One of the most powerful narrative tools in Americana literature is allowing characters to redefine what success means. At the beginning of the story, success might mean wealth, escape, or recognition, but by the end it may mean stability, community, peace, belonging, or acceptance. The goal the character starts with might be replaced by a goal achieved that the character never expected, yet it is what the character needed all along. This transformation creates emotional resonance, and readers will recognize that this kind of growth matters more than achievement itself.
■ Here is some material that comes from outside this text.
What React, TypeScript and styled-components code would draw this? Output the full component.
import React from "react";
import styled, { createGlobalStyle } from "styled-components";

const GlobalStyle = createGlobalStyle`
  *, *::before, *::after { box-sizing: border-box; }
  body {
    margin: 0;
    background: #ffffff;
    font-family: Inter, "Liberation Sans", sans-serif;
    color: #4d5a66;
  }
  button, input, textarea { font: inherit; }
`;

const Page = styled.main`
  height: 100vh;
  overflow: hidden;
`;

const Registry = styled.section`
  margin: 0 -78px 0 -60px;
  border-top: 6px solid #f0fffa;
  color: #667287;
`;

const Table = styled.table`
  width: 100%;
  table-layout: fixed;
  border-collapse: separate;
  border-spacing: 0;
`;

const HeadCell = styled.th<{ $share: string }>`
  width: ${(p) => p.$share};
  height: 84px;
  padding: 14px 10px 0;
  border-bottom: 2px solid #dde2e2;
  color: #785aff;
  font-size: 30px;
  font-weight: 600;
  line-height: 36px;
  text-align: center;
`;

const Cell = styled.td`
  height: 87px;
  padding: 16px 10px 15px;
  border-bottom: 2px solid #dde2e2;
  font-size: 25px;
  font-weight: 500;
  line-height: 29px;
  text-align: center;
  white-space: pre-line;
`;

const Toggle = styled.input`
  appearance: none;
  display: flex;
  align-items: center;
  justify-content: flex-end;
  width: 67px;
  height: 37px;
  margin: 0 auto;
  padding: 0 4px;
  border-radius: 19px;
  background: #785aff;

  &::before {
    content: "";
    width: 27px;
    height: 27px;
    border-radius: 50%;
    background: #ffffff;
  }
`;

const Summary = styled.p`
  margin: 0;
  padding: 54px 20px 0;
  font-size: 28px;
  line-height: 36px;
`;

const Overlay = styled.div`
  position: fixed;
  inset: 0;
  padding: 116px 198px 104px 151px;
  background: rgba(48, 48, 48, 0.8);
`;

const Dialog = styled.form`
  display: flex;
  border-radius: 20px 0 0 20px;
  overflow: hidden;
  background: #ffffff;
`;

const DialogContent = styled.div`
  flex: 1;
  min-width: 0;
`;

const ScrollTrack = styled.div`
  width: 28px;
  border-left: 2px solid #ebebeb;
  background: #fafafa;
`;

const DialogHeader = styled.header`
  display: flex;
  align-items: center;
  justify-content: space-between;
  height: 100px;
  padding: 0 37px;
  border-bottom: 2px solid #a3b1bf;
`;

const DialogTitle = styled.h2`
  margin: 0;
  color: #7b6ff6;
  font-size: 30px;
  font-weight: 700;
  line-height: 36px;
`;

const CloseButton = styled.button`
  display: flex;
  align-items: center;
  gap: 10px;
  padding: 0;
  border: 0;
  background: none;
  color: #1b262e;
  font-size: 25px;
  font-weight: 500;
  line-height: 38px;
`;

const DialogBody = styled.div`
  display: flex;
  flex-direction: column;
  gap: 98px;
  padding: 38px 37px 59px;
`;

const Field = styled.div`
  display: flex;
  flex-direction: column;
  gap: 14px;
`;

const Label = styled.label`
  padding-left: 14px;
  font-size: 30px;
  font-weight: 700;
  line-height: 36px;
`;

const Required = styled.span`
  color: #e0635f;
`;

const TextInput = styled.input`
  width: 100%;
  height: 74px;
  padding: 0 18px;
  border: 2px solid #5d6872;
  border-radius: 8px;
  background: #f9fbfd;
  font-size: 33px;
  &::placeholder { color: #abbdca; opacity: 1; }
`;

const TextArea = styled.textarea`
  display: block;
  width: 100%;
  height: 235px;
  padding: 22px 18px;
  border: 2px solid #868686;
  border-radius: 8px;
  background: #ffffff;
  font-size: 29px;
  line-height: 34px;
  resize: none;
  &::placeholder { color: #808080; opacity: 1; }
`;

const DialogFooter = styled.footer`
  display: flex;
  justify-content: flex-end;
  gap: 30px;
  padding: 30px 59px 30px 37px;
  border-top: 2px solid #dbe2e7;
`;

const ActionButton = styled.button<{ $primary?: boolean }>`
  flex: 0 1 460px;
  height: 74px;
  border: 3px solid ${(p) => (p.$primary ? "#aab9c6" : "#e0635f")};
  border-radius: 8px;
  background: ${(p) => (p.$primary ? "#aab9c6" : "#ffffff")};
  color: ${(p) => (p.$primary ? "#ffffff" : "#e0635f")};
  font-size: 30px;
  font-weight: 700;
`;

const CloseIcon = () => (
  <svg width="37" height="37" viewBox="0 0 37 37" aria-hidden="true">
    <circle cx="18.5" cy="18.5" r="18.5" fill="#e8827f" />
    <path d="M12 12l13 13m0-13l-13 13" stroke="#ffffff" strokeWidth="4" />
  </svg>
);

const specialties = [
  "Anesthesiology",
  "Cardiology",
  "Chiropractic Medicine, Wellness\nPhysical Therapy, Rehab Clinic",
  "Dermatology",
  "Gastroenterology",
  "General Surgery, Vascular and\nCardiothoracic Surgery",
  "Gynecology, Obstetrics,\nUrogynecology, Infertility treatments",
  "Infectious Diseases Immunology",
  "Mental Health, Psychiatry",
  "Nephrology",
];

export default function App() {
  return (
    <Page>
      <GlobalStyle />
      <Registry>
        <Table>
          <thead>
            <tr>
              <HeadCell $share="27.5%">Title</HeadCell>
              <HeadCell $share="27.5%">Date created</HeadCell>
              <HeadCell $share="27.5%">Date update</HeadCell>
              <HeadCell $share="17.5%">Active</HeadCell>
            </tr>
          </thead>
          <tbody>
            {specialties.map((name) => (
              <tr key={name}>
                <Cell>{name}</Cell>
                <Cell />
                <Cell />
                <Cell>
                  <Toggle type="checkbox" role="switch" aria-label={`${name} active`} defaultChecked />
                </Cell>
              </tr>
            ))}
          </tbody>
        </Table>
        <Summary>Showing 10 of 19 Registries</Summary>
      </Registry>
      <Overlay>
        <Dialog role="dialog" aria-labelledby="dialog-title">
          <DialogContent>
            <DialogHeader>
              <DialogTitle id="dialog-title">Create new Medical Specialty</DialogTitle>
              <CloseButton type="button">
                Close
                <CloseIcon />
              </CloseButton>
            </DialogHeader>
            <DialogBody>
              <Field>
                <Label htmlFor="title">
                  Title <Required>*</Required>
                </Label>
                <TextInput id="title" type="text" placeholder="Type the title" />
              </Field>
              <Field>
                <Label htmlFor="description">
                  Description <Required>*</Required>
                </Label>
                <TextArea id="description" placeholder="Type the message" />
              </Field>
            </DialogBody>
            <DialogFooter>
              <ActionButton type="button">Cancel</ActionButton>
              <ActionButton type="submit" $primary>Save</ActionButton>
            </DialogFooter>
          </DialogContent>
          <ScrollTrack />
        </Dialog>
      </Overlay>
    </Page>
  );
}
This type of character arc reflects the deeper truth of the American Dream, that success is not always what we thought it would be, but if we move toward what we think we want, we find instead what success really means.
To put this into practice, take a character from your work-in-progress. Write two short descriptions. The first describes what your character believes success will look like at the beginning. The second describes what success actually becomes for them at the end. Now compare them. You’ll see the arc, and this will make a much more fascinating story.
Never romanticize the American Dream as so many are ought to do. Romanticizing weakens authenticity because it is built on a lie. It turns struggle into sentiment and softens hardship, turning it into decorative writing. True Americana literature respects difficulty. It acknowledges injustice. It honors persistence without ignoring reality. Write honestly and with empathy, without exaggeration. And remember: the American Dream is not defined by victory alone. More, it is defined by pursuit, effort, uncertainty, and tenacity. Great Americana literature captures this tension, this space between aspiration and reality, between promise and the actual experience. Readers, if portrayed honestly, will see themselves in the characters’ dreams because the American Dream is not a single achievement. It is a journey shaped by hope, struggle, and disillusionment. When you write these things honestly, without simplifying them, you capture something essential not only to America but to the human experience itself.